Several observations in Kabul verified that is not only the probability of random suicide attacks that threatens security in public space. An obscene space consumption and heavily armed appearance of international agencies for the sake of their security ultimately violates the resident’s freedom of movement and personal feeling of safety in public space. Moreover, social privileges of expatriates justify the creation of constricted public spaces to which Afghans are not permitted entry. At the same time public spaces and public services are contested by powerful Afghan factions who continue their civil war on parliamentarian and municipal seats – it is the ordinary citizen that loses the battle over land, employment, traffic, and public space every day time and again.

In Western media it is the Taliban who receive most of the attention and are portrayed as the enemy. In reality various forces are enemies to common welfare and solely guard their own groups’ and affiliates’ interests. It nearly seems that all the various shades of conflict and violence that occurred consecutively within the history of Afghanistan manifest themselves in alleviated manner but simultaneously in contemporary Kabul. Colonialism nowadays wears a global dress and appears with honourable but half-hearted humanitarian ambitions. In the 70s-80s it was the Cold War and today it is another global war being fought out on Afghan territory. And another legacy, the civil war, is being continued between the warlords and powerful tribes and families.
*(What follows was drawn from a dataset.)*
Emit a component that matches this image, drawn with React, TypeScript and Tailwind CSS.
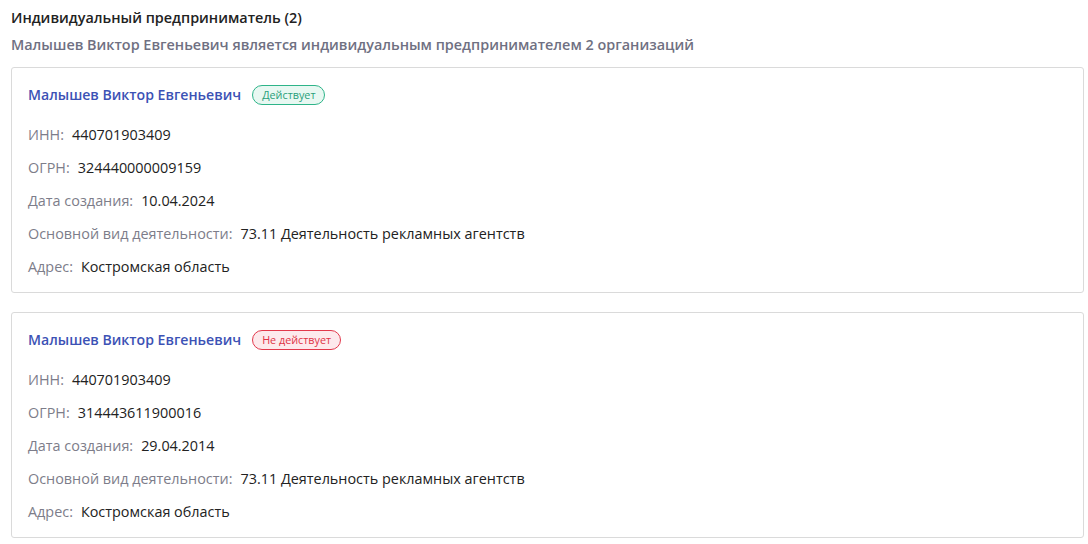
const orgs = [
  {
    active: true,
    inn: "440701903409",
    ogrn: "324440000009159",
    date: "10.04.2024",
  },
  {
    active: false,
    inn: "440701903409",
    ogrn: "314443611900016",
    date: "29.04.2014",
  },
];

function Row({ label, value }: { label: string; value: string }) {
  return (
    <div className="flex items-center gap-[8px] h-[21px] text-[14.4px] leading-[21px]">
      <span className="text-[#7d7d8a]">{label}</span>
      <span className="text-[#222222]">{value}</span>
    </div>
  );
}

export default function App() {
  return (
    <div className="w-[1088px] h-[544px] bg-white pl-[11px] pr-[4px] pt-[8px] font-['Open_Sans',sans-serif] overflow-hidden">
      <div className="text-[14.4px] leading-[20px] font-semibold text-[#222222]">
        Индивидуальный предприниматель (2)
      </div>
      <div className="mt-[7px] text-[14.4px] leading-[20px] font-semibold text-[#6f7082]">
        Малышев Виктор Евгеньевич является индивидуальным предпринимателем 2 организаций
      </div>
      <div className="mt-[12px] flex flex-col gap-[19px]">
        {orgs.map((o, i) => (
          <div key={i} className="h-[226px] border border-[#dadada] rounded-[3px] px-4 pt-[17px] pb-[15px]">
            <div className="flex items-center gap-[11px] h-[20px]">
              <span className="text-[14.1px] font-semibold text-[#3c52b5]">Малышев Виктор Евгеньевич</span>
              {o.active ? (
                <span className="h-[20px] px-[9px] flex items-center rounded-full border border-[#2eb489] bg-[#e8f8f2] text-[#2a9f7b] text-[10.8px]">
                  Действует
                </span>
              ) : (
                <span className="h-[20px] px-[9px] flex items-center rounded-full border border-[#e2394c] bg-[#fde9ec] text-[#e03346] text-[10.8px]">
                  Не действует
                </span>
              )}
            </div>
            <div className="mt-[19px] flex flex-col gap-[12px]">
              <Row label="ИНН:" value={o.inn} />
              <Row label="ОГРН:" value={o.ogrn} />
              <Row label="Дата создания:" value={o.date} />
              <Row label="Основной вид деятельности:" value="73.11 Деятельность рекламных агентств" />
              <Row label="Адрес:" value="Костромская область" />
            </div>
          </div>
        ))}
      </div>
    </div>
  );
}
There are several burning questions to be investigated that are directly related to these major conflicts: Why is there still no supply of electricity and water in Kabul? Why is there still a problem of shelter? Why can’t urban planning keep up with the pace of Kabul’s growth? Why is the majority of the population still unemployed? Why is the security situation getting worse? Why can people still not move freely through public spaces or gather in peace? And why is there substantial disagreement about strategies how to solve these problems?

The tabloid paper ‘Kabul – Secure City, Public City’, aims to outline the problems that architecture and planning are facing in contemporary Kabul, and approaches general civic urgencies from the point of view of architects and planners. It is a supplement to Volume Magazine #15 and was conceived in the wake of an urban fact finding trip to Kabul in October 2007 that took place as a sequel to the Archis RSVP events series. The tabloid comprises contributions from professionals who live and work in Kabul as well as from RSVP visitors and was designed by Nicolas Bourquin and Jeannette Gaussi.

Niloufar Tajeri is an architect who lived and worked in Kabul and Herat in 2004/2005. She conceptualized and organized the Kabul RSVP event and is part of the editorial team of ‘Kabul – Secure City, Public City’.